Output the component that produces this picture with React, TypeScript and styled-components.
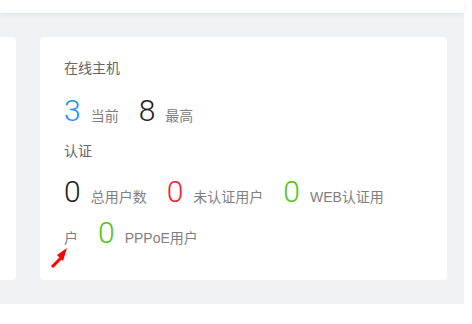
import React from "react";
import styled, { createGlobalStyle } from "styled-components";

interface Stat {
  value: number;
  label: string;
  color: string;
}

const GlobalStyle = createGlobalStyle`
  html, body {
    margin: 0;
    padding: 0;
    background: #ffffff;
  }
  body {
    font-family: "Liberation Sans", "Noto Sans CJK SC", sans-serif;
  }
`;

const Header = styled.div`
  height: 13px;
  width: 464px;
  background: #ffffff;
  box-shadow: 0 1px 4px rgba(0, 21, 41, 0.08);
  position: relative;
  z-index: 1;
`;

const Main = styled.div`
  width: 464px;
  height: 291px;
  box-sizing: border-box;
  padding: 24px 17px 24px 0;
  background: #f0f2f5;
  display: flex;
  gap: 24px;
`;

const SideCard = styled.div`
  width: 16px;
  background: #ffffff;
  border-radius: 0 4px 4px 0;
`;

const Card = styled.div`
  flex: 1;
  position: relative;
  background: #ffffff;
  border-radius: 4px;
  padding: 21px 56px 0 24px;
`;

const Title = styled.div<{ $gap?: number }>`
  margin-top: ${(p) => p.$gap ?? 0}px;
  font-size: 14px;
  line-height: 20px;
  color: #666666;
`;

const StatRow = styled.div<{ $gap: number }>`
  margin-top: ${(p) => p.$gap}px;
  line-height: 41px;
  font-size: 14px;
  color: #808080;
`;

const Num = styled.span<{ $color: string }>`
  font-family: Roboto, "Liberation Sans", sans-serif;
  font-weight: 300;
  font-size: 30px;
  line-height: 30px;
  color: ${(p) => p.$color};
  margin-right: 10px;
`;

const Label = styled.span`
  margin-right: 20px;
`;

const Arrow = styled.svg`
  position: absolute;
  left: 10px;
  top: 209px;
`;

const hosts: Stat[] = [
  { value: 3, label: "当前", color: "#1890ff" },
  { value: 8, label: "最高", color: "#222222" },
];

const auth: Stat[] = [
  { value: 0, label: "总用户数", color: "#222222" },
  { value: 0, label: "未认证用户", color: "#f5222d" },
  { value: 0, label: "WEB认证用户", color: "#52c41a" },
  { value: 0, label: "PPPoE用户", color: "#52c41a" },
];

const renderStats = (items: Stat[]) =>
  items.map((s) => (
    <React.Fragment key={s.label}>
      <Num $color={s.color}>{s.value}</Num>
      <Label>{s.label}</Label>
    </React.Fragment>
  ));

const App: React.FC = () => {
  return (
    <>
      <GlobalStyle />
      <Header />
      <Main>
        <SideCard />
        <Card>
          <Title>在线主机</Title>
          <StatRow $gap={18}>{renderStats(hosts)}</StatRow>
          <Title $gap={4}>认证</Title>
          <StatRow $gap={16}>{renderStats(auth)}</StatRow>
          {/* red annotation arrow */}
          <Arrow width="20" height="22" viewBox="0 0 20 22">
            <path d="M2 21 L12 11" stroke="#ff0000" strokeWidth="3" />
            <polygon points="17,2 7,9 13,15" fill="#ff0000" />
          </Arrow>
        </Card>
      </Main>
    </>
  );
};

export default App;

*Given problem*
Exclude the pictures, and transcribe all of the material exactly.

*Exercise solution*
Output the component that produces this picture with React, TypeScript and styled-components.
import React from "react";
import styled, { createGlobalStyle } from "styled-components";

interface Stat {
  value: number;
  label: string;
  color: string;
}

const GlobalStyle = createGlobalStyle`
  html, body {
    margin: 0;
    padding: 0;
    background: #ffffff;
  }
  body {
    font-family: "Liberation Sans", "Noto Sans CJK SC", sans-serif;
  }
`;

const Header = styled.div`
  height: 13px;
  width: 464px;
  background: #ffffff;
  box-shadow: 0 1px 4px rgba(0, 21, 41, 0.08);
  position: relative;
  z-index: 1;
`;

const Main = styled.div`
  width: 464px;
  height: 291px;
  box-sizing: border-box;
  padding: 24px 17px 24px 0;
  background: #f0f2f5;
  display: flex;
  gap: 24px;
`;

const SideCard = styled.div`
  width: 16px;
  background: #ffffff;
  border-radius: 0 4px 4px 0;
`;

const Card = styled.div`
  flex: 1;
  position: relative;
  background: #ffffff;
  border-radius: 4px;
  padding: 21px 56px 0 24px;
`;

const Title = styled.div<{ $gap?: number }>`
  margin-top: ${(p) => p.$gap ?? 0}px;
  font-size: 14px;
  line-height: 20px;
  color: #666666;
`;

const StatRow = styled.div<{ $gap: number }>`
  margin-top: ${(p) => p.$gap}px;
  line-height: 41px;
  font-size: 14px;
  color: #808080;
`;

const Num = styled.span<{ $color: string }>`
  font-family: Roboto, "Liberation Sans", sans-serif;
  font-weight: 300;
  font-size: 30px;
  line-height: 30px;
  color: ${(p) => p.$color};
  margin-right: 10px;
`;

const Label = styled.span`
  margin-right: 20px;
`;

const Arrow = styled.svg`
  position: absolute;
  left: 10px;
  top: 209px;
`;

const hosts: Stat[] = [
  { value: 3, label: "当前", color: "#1890ff" },
  { value: 8, label: "最高", color: "#222222" },
];

const auth: Stat[] = [
  { value: 0, label: "总用户数", color: "#222222" },
  { value: 0, label: "未认证用户", color: "#f5222d" },
  { value: 0, label: "WEB认证用户", color: "#52c41a" },
  { value: 0, label: "PPPoE用户", color: "#52c41a" },
];

const renderStats = (items: Stat[]) =>
  items.map((s) => (
    <React.Fragment key={s.label}>
      <Num $color={s.color}>{s.value}</Num>
      <Label>{s.label}</Label>
    </React.Fragment>
  ));

const App: React.FC = () => {
  return (
    <>
      <GlobalStyle />
      <Header />
      <Main>
        <SideCard />
        <Card>
          <Title>在线主机</Title>
          <StatRow $gap={18}>{renderStats(hosts)}</StatRow>
          <Title $gap={4}>认证</Title>
          <StatRow $gap={16}>{renderStats(auth)}</StatRow>
          {/* red annotation arrow */}
          <Arrow width="20" height="22" viewBox="0 0 20 22">
            <path d="M2 21 L12 11" stroke="#ff0000" strokeWidth="3" />
            <polygon points="17,2 7,9 13,15" fill="#ff0000" />
          </Arrow>
        </Card>
      </Main>
    </>
  );
};

export default App;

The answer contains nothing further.